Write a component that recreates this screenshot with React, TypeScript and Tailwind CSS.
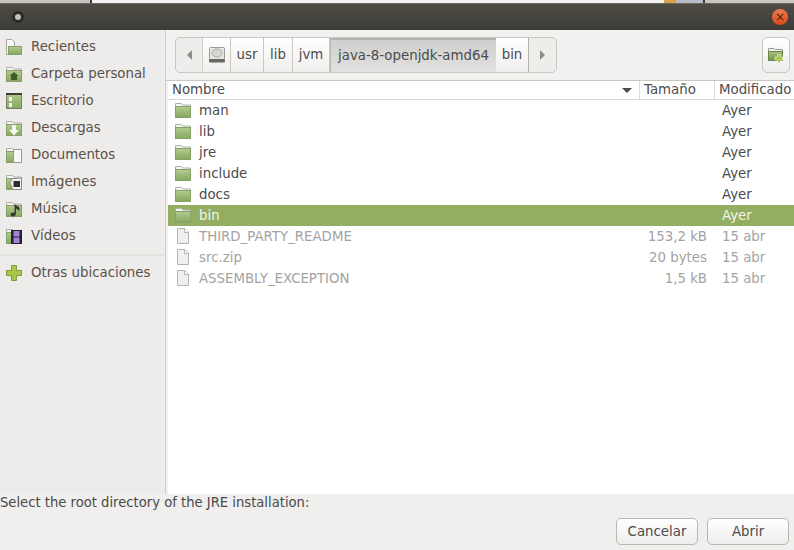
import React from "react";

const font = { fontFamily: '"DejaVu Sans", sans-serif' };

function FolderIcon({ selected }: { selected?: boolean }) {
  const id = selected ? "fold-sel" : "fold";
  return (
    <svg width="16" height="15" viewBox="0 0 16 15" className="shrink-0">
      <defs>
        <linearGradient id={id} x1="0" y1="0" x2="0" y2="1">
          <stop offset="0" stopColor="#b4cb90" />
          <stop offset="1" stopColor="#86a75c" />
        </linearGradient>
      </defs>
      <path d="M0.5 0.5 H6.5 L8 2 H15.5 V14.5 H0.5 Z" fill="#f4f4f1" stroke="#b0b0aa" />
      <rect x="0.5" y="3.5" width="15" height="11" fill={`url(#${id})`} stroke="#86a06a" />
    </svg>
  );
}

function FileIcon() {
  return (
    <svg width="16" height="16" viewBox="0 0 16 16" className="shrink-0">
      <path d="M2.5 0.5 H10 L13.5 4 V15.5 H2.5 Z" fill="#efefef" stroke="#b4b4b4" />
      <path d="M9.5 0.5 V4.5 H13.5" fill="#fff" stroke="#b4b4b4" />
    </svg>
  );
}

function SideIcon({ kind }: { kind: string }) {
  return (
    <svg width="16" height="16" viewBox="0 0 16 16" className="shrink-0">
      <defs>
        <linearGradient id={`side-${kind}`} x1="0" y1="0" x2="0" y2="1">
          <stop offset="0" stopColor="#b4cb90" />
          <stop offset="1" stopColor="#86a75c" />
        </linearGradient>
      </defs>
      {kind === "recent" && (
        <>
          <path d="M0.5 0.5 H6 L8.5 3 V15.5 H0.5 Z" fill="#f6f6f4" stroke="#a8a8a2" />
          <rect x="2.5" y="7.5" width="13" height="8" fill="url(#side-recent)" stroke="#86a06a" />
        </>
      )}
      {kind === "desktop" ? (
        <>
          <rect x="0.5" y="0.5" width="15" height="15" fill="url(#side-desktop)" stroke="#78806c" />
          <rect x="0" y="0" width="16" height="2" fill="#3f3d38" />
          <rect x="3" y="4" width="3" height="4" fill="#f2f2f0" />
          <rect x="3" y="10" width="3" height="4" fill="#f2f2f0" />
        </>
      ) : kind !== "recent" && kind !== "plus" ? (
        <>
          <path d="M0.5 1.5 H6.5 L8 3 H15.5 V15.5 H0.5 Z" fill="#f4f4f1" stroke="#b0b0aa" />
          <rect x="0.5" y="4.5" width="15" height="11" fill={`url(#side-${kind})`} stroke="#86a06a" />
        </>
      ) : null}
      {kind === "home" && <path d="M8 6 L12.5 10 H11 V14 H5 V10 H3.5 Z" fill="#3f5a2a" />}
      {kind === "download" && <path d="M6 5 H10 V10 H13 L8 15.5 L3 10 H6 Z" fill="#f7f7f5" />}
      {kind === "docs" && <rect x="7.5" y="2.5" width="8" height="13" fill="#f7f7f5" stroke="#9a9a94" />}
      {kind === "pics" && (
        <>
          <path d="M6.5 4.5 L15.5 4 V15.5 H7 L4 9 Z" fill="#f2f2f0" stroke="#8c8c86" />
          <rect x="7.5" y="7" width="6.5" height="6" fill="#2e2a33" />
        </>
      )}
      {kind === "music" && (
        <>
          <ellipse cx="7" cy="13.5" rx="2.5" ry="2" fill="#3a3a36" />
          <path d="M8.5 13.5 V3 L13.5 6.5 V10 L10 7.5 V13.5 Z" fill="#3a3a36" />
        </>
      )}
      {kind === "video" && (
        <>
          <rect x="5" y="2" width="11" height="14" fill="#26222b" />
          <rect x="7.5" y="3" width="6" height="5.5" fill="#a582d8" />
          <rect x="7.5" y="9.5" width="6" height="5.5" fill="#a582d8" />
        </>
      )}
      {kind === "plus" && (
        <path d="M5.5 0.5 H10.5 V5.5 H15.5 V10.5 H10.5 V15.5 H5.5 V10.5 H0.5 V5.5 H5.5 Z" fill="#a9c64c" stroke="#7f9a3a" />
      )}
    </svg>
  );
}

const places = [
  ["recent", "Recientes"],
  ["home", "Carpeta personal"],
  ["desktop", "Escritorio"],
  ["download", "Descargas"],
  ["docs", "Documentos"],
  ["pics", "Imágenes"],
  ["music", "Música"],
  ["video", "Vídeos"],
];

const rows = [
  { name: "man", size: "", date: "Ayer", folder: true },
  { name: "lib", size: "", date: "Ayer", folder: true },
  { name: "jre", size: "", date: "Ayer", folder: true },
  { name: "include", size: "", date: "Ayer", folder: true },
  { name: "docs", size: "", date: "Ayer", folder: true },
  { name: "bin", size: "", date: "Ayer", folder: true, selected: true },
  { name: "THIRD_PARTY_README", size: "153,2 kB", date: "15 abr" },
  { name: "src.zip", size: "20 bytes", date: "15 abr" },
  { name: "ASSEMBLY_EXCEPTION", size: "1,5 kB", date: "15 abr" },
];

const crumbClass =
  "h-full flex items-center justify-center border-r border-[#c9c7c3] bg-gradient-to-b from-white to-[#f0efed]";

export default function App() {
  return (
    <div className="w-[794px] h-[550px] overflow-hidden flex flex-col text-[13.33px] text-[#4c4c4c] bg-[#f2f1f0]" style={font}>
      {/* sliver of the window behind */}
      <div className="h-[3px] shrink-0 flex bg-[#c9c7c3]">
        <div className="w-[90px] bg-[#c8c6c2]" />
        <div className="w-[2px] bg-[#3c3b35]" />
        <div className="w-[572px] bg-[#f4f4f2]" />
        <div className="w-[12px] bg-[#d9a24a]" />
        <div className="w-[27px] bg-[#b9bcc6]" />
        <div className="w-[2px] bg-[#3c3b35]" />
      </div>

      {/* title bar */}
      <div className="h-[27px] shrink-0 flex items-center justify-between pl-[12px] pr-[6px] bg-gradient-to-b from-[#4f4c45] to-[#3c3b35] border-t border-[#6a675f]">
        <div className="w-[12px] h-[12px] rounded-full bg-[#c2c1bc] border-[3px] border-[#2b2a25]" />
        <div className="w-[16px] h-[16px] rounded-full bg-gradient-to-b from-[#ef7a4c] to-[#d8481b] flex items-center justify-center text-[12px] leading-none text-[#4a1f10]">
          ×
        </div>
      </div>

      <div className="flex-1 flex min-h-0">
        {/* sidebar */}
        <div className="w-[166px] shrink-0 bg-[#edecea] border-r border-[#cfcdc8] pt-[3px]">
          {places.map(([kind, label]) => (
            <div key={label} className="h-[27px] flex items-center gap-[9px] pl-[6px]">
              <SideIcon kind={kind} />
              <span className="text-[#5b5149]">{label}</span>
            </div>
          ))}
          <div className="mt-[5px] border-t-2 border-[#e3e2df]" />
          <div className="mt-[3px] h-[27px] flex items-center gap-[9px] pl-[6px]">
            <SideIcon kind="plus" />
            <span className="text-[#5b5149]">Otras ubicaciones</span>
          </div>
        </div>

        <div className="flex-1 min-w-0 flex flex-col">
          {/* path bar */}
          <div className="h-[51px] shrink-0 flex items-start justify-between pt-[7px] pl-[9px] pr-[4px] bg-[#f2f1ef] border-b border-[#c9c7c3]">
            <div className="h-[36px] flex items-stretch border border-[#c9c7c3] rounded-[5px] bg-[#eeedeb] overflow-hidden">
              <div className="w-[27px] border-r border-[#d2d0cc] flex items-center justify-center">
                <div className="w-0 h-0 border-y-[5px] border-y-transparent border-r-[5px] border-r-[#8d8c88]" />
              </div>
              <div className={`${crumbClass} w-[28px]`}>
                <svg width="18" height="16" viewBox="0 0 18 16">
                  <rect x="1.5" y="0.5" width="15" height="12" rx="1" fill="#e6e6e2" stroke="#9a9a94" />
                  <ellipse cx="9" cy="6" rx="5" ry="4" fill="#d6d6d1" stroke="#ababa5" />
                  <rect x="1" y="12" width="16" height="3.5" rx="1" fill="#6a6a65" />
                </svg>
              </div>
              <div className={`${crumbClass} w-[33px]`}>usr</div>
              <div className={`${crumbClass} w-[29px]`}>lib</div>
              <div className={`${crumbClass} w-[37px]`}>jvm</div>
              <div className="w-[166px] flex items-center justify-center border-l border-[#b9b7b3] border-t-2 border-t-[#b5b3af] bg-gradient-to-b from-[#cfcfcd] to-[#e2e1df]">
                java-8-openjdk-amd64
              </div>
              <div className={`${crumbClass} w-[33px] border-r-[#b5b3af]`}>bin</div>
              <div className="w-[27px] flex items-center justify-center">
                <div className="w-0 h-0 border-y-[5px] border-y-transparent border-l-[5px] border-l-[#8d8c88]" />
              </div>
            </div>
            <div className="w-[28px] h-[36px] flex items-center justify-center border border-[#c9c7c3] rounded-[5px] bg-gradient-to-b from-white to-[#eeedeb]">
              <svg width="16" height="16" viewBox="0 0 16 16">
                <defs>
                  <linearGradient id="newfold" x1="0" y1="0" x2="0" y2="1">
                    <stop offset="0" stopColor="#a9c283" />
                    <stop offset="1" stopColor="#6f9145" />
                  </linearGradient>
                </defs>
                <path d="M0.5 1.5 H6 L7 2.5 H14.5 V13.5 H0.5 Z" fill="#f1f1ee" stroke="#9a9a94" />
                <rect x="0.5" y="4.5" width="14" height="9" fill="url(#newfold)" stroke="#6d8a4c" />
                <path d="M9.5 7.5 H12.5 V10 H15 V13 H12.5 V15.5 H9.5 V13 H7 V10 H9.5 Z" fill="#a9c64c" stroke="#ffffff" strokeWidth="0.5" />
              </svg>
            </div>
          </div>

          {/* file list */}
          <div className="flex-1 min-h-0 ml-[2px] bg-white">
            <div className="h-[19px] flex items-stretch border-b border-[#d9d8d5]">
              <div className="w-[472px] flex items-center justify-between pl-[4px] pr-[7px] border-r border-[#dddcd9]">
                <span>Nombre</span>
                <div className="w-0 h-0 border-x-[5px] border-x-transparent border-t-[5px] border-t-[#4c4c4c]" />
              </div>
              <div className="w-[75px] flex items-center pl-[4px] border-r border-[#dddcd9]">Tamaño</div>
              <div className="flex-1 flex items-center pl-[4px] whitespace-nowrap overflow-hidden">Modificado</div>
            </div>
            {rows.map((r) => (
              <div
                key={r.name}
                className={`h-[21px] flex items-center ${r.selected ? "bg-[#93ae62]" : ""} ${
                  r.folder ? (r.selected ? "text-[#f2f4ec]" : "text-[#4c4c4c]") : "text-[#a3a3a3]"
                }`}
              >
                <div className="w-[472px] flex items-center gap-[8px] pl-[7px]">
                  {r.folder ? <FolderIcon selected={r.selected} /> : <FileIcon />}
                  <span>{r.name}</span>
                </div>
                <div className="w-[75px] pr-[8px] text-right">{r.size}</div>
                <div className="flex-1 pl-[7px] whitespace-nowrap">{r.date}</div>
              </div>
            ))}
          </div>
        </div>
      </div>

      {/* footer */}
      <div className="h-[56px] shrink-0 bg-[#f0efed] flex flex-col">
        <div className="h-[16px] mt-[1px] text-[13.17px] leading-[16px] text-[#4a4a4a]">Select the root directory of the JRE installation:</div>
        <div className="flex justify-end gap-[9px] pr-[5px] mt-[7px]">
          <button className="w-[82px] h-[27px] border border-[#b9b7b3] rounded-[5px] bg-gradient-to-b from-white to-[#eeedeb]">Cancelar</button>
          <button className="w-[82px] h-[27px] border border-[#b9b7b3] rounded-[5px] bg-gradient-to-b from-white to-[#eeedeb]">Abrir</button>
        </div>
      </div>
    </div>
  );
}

#### What this task involves:
Scan the data above; copy every line where "React" appears.

#### Exercise result:
Write a component that recreates this screenshot with React, TypeScript and Tailwind CSS.
import React from "react";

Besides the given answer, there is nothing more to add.